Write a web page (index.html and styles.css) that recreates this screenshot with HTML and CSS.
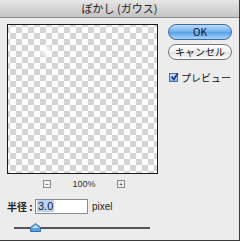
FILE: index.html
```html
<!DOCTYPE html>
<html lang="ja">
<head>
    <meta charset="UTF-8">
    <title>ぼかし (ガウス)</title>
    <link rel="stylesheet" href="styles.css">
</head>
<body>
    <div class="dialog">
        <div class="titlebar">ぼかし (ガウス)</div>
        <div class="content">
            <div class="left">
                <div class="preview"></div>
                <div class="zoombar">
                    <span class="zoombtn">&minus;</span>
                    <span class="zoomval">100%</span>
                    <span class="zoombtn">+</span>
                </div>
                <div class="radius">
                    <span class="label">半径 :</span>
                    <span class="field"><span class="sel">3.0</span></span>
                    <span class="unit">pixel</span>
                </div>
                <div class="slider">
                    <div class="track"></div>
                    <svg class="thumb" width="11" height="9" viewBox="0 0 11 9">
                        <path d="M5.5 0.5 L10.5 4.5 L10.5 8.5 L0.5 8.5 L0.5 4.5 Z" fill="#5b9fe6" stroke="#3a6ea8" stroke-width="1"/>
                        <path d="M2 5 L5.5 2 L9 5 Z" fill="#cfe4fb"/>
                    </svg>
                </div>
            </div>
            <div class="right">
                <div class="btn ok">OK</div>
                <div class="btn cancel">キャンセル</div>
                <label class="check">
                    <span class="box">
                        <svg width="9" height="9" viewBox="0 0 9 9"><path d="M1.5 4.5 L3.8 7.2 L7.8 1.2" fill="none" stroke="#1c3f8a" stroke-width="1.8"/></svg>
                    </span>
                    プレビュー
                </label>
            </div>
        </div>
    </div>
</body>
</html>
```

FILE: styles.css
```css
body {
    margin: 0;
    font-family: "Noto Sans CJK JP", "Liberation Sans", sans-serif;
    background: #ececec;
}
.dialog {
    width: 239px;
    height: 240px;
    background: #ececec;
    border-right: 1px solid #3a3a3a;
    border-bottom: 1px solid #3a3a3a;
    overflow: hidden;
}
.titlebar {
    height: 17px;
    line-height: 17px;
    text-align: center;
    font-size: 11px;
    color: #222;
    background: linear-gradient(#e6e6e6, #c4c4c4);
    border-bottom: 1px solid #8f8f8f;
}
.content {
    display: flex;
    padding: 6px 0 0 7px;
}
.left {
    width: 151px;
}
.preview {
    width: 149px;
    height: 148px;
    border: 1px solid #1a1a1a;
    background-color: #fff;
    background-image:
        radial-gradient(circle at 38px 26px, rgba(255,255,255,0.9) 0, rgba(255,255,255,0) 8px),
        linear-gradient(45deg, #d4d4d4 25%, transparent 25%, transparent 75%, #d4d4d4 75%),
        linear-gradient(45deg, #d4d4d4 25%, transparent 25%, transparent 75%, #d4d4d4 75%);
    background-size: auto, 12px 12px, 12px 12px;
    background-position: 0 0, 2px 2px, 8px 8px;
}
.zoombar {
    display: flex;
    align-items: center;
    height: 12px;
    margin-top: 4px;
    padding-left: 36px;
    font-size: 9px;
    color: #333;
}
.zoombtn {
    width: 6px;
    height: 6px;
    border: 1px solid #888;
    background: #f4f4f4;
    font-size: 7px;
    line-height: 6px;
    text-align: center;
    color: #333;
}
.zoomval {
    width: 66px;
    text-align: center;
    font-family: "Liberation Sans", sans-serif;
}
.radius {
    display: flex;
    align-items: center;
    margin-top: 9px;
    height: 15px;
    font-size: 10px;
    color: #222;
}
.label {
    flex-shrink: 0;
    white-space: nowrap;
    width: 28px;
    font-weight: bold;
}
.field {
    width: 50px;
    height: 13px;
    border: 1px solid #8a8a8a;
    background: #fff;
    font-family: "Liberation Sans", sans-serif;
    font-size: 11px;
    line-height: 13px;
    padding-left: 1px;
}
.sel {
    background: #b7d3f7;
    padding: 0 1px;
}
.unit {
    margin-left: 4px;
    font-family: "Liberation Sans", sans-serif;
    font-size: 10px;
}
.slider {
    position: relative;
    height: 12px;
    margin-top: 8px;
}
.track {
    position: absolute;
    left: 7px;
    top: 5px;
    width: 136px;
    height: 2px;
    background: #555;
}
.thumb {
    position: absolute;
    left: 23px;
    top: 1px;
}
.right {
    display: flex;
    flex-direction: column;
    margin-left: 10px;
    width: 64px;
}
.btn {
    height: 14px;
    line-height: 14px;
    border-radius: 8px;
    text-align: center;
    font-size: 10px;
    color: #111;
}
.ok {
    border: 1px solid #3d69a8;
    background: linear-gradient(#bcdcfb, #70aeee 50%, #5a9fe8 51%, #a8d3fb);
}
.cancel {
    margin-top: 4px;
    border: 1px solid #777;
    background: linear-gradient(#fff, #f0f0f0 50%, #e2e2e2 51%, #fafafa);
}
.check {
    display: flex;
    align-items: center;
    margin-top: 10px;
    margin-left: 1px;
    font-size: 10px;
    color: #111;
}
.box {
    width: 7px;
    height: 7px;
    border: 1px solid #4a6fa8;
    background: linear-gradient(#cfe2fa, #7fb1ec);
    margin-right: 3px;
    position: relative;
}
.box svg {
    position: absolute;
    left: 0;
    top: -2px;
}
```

::::

Directions:
Your answer should be one number: how many lines in the material above contain the string "styles".

Answer in full:
3